Raffaello SERI, Insubria University

Equifinality and model selection in econometrics

As any empirical economist knows, the same data are often compatible with several statistical models, thus providing an example of equifinality. This brings to the fore the selection among competing models. This can be achieved in several ways, e.g. through statistical tests. The main problem associated with this line of inquiry arises when testing leads to inconclusive and often conflicting results about the best model in a group. Several selection strategies have been advanced (in particular the general-to-specific approach), but they are not always easy to implement. The solution in this case is often to use information criteria, i.e. measures of goodness-of-fit penalized by a measure of the (absence of) parsimony of the models involved.

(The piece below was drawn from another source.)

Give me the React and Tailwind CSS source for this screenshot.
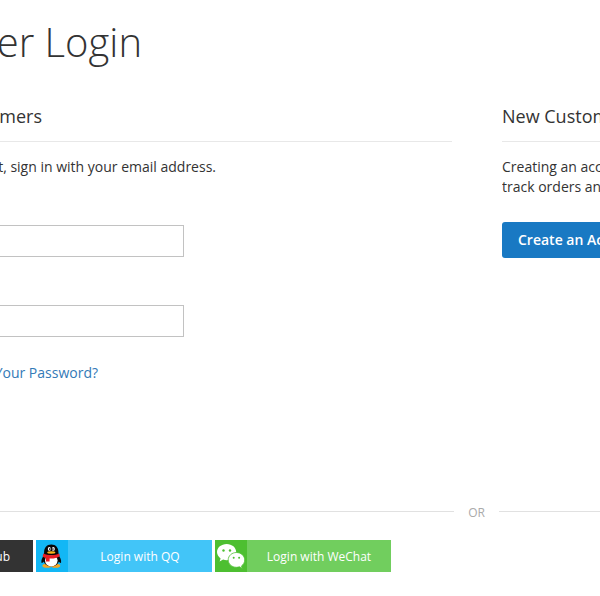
function QQIcon() {
  return (
    <svg width="32" height="32" viewBox="0 0 32 32">
      <ellipse cx="11" cy="25.800" rx="4.600" ry="2" fill="#f5a623" />
      <ellipse cx="19.600" cy="25.800" rx="4.600" ry="2" fill="#f5a623" />
      <path d="M8.500 14.500C6.500 17 5 20 5.400 22.600c.6 1 2-.6 2.800-1.600h14.200c.8 1 2.200 2.600 2.700 1.600.4-2.600-1-5.600-3-8.100z" fill="#080808" />
      <ellipse cx="15.300" cy="19.500" rx="8" ry="7" fill="#080808" />
      <ellipse cx="15.300" cy="20.600" rx="6.300" ry="5.800" fill="#fff" />
      <path d="M8.100 13C8.100 7.500 10.600 4.500 15.300 4.500s7.200 3 7.200 8.500l.4 2.500H7.700z" fill="#080808" />
      <path d="M7.400 13.600c4.500 2.300 11.300 2.300 15.800 0l.7 2.700c-3.300 1.900-7 2.500-10.300 2.200v3h-3.600v-3.500c-1.400-.3-2.200-.8-3.400-1.600z" fill="#e81c24" />
      <ellipse cx="13.300" cy="8.900" rx="1.500" ry="1.900" fill="#fff" />
      <ellipse cx="17.300" cy="8.900" rx="1.500" ry="1.900" fill="#fff" />
      <circle cx="13.700" cy="9.100" r=".8" fill="#000" />
      <circle cx="16.900" cy="9.100" r=".8" fill="#000" />
      <ellipse cx="15.300" cy="12.500" rx="4.100" ry="1.200" fill="#fbb41a" />
    </svg>
  );
}

function WeChatIcon() {
  return (
    <svg width="32" height="32" viewBox="0 0 32 32">
      <path d="M11.700 4C6.200 4 2 7.600 2 12.100c0 2.600 1.400 4.800 3.600 6.300l-1 3 3.500-1.800c1.200.3 2.400.6 3.700.6 5.200 0 9.400-3.600 9.400-8.100S17 4 11.700 4z" fill="#fff" />
      <path d="M21.400 12.500c-4.500 0-8.200 3.300-8.200 7.400s3.700 7.400 8.200 7.400c1.100 0 2.100-.2 3.100-.5l2.800 1.600-.8-2.500c2-1.400 3.200-3.500 3.200-6 0-4.100-3.700-7.400-8.300-7.400z" fill="#fff" stroke="#4dbf31" strokeWidth=".8" />
      <circle cx="8.500" cy="10.500" r="1.200" fill="#4dbf31" />
      <circle cx="15" cy="10.500" r="1.200" fill="#4dbf31" />
      <circle cx="18.700" cy="17.800" r="1" fill="#4dbf31" />
      <circle cx="24.100" cy="17.800" r="1" fill="#4dbf31" />
    </svg>
  );
}

export default function App() {
  return (
    <div className="flex h-[596px] w-[600px] flex-col overflow-hidden bg-white font-['Open_Sans','Noto_Sans',sans-serif] text-sm leading-5 text-[#333]">
      <h1 className="mt-5 flex h-11 w-[142px] justify-end whitespace-nowrap text-[40px] font-light leading-[44px]">er Login</h1>
      <main className="mt-[42px] flex h-[405px] shrink-0 gap-[50px]">
        <section className="w-[452px] shrink-0">
          <div className="h-9 border-b border-[#e8e8e8]">
            <h2 className="flex w-[42px] justify-end whitespace-nowrap text-lg leading-5">mers</h2>
          </div>
          <p className="mt-[15px] flex w-[216px] justify-end whitespace-nowrap">t, sign in with your email address.</p>
          <input aria-label="Email" className="mt-12 -ml-px block h-8 w-[185px] border border-[#c2c2c2] bg-white" />
          <input aria-label="Password" type="password" className="mt-12 -ml-px block h-8 w-[185px] border border-[#c2c2c2] bg-white" />
          <a className="mt-[26px] flex w-[98px] justify-end whitespace-nowrap text-[#337ab7]">Your Password?</a>
        </section>
        <section className="w-[98px] shrink-0 overflow-hidden whitespace-nowrap">
          <div className="h-9 border-b border-[#e8e8e8]">
            <h2 className="text-lg leading-5">New Custom</h2>
          </div>
          <p className="mt-[15px]">Creating an acc<br />track orders an</p>
          <button className="mt-[25px] flex h-9 w-[140px] items-center rounded-[3px] bg-[#1979c3] pl-4 font-semibold text-white">Create an Ac</button>
        </section>
      </main>
      <div className="flex h-[1px] shrink-0 items-center text-xs text-[#aaa]">
        <div className="h-px w-[454px] bg-[#e1e1e1]" />
        <span className="w-[45px] pt-[2px] text-center">OR</span>
        <div className="h-px flex-1 bg-[#e1e1e1]" />
      </div>
      <div className="mt-7 flex h-8 shrink-0 gap-[3px] text-xs leading-[34px] text-white">
        <div className="flex w-[33px] justify-end bg-[#333] pr-[23px] whitespace-nowrap">ub</div>
        <div className="flex w-44 bg-[#42c5f8]">
          <div className="w-8 bg-[#12b7f5]"><QQIcon /></div>
          <span className="flex-1 text-center">Login with QQ</span>
        </div>
        <div className="flex w-44 bg-[#71ce5e]">
          <div className="w-8 bg-[#4dbf31]"><WeChatIcon /></div>
          <span className="flex-1 text-center">Login with WeChat</span>
        </div>
      </div>
    </div>
  );
}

We provide a new treatment of model selection through information criteria. First, we show that this method can be generalized replacing parsimony with other measures of conformity with an idealized situation, e.g. the presence of a certain causality structure, etc. Second, we embed model selection in the theoretical framework offered by decision theory. In particular, we introduce a relation of lexicographic preference among competing models in the limit of an infinite number of observations: selection is performed, first, according to goodness-of-fit and, then, in the case of a tie, through the second measure of conformity. Third, we study under which conditions selection through an information criterion is compatible with this relation in finite samples. Fourth, we show that pairwise comparison of models and penalization of goodness-of-fit measures arise naturally from preferences defined on the collection of statistical models under scrutiny.